» Work instructions:
Where a line of the listing below includes the word "styles", reproduce that line.

» Collected material:
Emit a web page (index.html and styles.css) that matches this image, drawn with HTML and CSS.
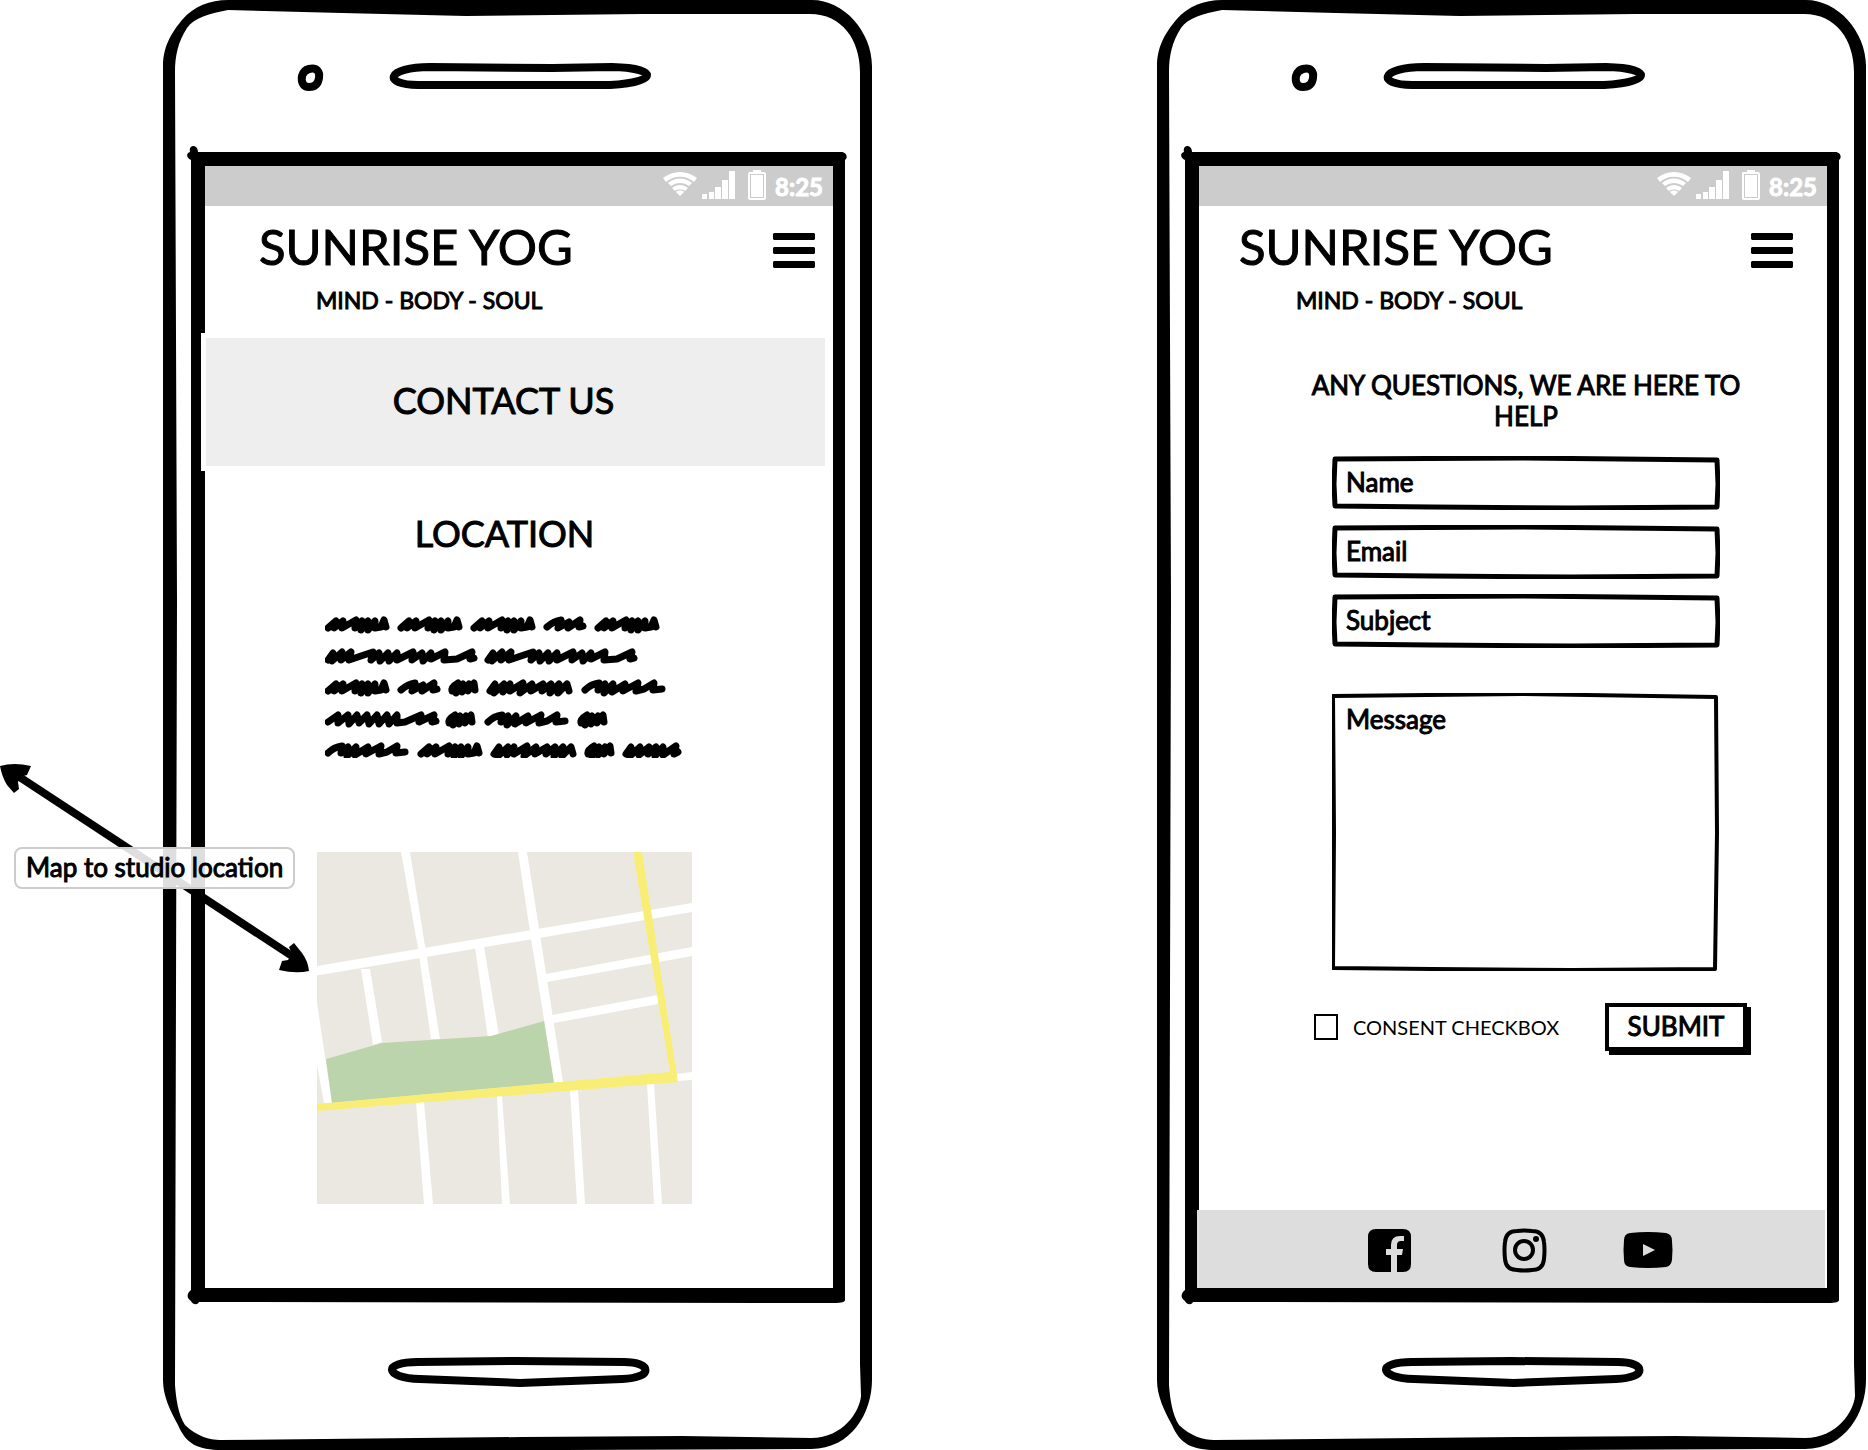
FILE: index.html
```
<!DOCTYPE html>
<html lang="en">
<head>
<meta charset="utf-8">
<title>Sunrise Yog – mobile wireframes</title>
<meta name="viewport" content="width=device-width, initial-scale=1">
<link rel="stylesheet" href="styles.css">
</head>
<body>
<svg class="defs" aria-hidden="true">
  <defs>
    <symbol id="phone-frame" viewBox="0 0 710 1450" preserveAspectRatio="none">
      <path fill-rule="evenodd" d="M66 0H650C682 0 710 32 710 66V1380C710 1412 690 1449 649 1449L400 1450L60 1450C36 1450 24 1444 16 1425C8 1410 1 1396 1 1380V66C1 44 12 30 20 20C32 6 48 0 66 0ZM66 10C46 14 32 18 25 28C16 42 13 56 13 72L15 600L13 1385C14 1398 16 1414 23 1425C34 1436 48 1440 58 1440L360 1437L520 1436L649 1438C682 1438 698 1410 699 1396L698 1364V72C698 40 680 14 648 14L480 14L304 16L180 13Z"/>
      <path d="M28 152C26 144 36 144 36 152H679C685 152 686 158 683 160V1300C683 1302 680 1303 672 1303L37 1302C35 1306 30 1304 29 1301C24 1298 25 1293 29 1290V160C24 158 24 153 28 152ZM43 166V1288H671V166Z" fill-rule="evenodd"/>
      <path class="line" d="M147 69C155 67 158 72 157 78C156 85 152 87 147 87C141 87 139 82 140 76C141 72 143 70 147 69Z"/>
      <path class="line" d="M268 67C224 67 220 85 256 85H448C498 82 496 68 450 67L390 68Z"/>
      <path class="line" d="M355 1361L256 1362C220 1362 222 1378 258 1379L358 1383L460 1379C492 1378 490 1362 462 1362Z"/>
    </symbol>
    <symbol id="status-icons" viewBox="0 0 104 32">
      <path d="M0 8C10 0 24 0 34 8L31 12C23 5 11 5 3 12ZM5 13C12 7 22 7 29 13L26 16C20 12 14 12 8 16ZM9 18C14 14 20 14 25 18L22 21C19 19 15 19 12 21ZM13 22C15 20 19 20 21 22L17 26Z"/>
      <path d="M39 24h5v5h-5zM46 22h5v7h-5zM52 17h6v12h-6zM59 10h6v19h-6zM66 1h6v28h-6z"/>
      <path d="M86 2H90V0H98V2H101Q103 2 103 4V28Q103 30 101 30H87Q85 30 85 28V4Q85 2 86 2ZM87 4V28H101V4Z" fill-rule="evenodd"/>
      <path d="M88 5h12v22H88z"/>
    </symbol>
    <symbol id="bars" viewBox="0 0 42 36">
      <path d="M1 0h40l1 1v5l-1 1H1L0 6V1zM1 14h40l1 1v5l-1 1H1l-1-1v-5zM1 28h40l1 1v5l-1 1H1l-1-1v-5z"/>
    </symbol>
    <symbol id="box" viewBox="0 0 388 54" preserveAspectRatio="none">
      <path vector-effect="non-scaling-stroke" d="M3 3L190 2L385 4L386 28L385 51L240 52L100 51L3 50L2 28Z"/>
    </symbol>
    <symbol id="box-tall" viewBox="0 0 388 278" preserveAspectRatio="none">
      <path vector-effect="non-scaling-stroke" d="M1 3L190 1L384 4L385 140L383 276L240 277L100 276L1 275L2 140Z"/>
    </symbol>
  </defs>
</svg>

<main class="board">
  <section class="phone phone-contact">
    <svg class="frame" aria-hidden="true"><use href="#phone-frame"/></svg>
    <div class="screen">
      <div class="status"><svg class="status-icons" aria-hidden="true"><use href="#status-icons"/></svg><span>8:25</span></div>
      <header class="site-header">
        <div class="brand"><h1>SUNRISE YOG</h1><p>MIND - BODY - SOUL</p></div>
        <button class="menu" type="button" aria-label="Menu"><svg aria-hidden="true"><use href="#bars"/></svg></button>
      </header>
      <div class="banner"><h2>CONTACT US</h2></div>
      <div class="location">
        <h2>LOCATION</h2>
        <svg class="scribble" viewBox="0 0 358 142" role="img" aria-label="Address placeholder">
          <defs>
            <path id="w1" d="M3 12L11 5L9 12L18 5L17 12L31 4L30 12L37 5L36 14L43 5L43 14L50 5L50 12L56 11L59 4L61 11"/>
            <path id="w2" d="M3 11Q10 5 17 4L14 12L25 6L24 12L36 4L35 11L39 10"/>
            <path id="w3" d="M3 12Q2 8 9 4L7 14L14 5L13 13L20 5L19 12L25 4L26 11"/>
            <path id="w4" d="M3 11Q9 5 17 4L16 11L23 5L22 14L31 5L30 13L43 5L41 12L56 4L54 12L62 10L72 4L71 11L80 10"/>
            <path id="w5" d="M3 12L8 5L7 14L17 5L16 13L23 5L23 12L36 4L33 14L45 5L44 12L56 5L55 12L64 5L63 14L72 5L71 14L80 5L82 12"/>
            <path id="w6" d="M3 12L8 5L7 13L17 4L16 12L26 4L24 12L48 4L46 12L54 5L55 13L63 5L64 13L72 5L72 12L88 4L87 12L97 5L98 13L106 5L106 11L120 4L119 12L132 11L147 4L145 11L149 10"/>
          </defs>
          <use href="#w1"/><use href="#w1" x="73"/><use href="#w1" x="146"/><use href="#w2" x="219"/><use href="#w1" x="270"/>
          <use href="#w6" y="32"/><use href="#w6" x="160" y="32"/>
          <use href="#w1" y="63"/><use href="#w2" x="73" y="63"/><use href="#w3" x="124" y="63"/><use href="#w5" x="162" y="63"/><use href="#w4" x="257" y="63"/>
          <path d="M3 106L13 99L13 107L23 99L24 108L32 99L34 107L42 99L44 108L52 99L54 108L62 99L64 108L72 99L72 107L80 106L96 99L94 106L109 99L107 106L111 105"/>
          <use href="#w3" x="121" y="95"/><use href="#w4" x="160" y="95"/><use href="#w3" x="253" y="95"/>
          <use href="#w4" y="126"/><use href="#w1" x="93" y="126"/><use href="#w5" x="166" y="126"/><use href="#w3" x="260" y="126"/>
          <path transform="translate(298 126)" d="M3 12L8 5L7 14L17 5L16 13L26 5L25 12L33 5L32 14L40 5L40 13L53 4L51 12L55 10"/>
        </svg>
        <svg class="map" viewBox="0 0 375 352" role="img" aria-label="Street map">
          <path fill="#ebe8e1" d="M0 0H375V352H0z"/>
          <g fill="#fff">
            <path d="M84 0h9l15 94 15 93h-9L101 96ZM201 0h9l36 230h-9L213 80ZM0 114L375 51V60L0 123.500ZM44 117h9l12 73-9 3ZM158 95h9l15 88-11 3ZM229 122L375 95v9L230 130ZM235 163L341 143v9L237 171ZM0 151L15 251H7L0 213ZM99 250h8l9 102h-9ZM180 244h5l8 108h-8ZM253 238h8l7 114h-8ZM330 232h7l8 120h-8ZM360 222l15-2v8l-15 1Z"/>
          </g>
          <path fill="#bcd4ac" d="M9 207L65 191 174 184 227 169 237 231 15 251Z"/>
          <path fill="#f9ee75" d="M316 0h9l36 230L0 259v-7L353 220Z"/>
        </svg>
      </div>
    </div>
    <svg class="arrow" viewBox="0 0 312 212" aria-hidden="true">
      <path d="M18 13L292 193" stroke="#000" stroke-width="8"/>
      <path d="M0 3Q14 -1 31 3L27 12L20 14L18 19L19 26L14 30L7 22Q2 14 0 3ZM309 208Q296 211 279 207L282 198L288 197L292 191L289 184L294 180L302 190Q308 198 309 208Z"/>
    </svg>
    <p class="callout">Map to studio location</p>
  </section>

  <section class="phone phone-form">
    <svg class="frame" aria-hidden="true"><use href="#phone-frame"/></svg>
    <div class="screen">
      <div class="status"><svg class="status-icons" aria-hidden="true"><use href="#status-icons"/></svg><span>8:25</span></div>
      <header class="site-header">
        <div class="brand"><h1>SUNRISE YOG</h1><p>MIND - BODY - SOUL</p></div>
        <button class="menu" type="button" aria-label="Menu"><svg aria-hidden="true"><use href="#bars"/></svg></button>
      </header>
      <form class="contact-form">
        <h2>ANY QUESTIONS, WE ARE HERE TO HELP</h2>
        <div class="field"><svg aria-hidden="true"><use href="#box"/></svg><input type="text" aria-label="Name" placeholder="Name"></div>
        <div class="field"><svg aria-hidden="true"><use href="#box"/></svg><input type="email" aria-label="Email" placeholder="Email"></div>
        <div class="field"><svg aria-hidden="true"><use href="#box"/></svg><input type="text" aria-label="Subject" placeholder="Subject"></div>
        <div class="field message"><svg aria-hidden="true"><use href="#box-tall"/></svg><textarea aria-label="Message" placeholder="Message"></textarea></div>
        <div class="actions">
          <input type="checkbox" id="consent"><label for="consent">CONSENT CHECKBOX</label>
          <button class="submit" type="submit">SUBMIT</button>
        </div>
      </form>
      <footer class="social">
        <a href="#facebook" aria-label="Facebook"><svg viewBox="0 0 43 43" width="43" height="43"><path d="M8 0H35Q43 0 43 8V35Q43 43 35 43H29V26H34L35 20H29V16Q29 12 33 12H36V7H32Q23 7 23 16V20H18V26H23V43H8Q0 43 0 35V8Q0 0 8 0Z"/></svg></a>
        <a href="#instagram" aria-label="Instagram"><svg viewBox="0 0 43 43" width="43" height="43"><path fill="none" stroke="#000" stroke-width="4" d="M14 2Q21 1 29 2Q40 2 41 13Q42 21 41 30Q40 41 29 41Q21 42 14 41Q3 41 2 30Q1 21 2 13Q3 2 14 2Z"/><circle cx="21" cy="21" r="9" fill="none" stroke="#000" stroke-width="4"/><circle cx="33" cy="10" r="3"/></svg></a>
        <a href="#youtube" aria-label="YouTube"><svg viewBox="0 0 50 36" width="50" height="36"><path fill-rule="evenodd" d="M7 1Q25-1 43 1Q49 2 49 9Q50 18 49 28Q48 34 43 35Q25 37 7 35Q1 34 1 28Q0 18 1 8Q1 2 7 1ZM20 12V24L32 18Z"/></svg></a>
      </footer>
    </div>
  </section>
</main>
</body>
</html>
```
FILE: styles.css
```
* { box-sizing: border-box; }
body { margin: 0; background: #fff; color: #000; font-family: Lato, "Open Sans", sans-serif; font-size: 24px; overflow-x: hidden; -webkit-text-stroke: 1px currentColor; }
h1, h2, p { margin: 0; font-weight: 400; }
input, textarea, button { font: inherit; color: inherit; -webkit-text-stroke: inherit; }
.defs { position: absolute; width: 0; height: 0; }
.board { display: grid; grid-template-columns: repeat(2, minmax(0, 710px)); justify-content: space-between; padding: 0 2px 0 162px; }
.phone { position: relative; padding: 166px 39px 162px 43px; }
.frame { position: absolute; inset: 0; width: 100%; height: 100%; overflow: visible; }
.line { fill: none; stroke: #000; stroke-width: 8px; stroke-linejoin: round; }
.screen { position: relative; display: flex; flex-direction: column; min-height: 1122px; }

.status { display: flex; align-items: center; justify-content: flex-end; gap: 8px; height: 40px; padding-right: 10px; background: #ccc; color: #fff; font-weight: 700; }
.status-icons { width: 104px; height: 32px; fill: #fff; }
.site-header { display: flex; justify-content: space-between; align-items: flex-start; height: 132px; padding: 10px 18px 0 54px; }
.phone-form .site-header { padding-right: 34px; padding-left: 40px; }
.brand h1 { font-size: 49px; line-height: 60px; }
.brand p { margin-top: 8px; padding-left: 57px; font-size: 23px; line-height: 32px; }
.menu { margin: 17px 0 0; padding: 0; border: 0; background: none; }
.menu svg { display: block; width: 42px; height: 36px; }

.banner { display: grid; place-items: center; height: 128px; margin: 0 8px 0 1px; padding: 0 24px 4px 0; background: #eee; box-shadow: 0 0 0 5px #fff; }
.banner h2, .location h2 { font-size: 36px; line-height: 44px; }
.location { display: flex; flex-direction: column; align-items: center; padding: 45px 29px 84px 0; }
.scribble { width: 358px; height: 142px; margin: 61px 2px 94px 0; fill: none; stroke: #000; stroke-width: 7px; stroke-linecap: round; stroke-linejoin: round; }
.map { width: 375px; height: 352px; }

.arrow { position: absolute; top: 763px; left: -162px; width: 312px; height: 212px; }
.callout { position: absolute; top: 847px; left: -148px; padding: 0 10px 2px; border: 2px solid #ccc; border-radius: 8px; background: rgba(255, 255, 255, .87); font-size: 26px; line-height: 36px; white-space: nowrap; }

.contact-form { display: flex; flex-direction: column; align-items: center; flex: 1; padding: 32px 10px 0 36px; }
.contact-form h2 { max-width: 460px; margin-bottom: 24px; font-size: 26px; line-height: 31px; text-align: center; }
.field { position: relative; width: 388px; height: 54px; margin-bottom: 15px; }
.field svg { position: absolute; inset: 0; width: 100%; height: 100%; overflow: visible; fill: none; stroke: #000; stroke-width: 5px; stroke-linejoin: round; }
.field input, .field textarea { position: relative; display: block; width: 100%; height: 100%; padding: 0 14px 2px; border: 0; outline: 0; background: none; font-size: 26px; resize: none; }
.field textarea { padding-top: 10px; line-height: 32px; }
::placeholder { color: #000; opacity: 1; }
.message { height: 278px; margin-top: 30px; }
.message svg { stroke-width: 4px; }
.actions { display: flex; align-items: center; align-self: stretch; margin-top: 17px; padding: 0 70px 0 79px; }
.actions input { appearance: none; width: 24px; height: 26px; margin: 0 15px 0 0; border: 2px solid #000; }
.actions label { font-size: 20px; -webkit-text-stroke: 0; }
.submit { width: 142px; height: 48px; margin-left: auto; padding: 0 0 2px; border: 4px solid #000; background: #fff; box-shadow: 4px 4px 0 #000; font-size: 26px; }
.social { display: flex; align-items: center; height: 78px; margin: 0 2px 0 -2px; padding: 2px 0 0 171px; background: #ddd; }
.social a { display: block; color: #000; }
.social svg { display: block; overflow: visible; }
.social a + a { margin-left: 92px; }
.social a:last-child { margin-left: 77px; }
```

» Reply:
Emit a web page (index.html and styles.css) that matches this image, drawn with HTML and CSS.
<link rel="stylesheet" href="styles.css">
FILE: styles.css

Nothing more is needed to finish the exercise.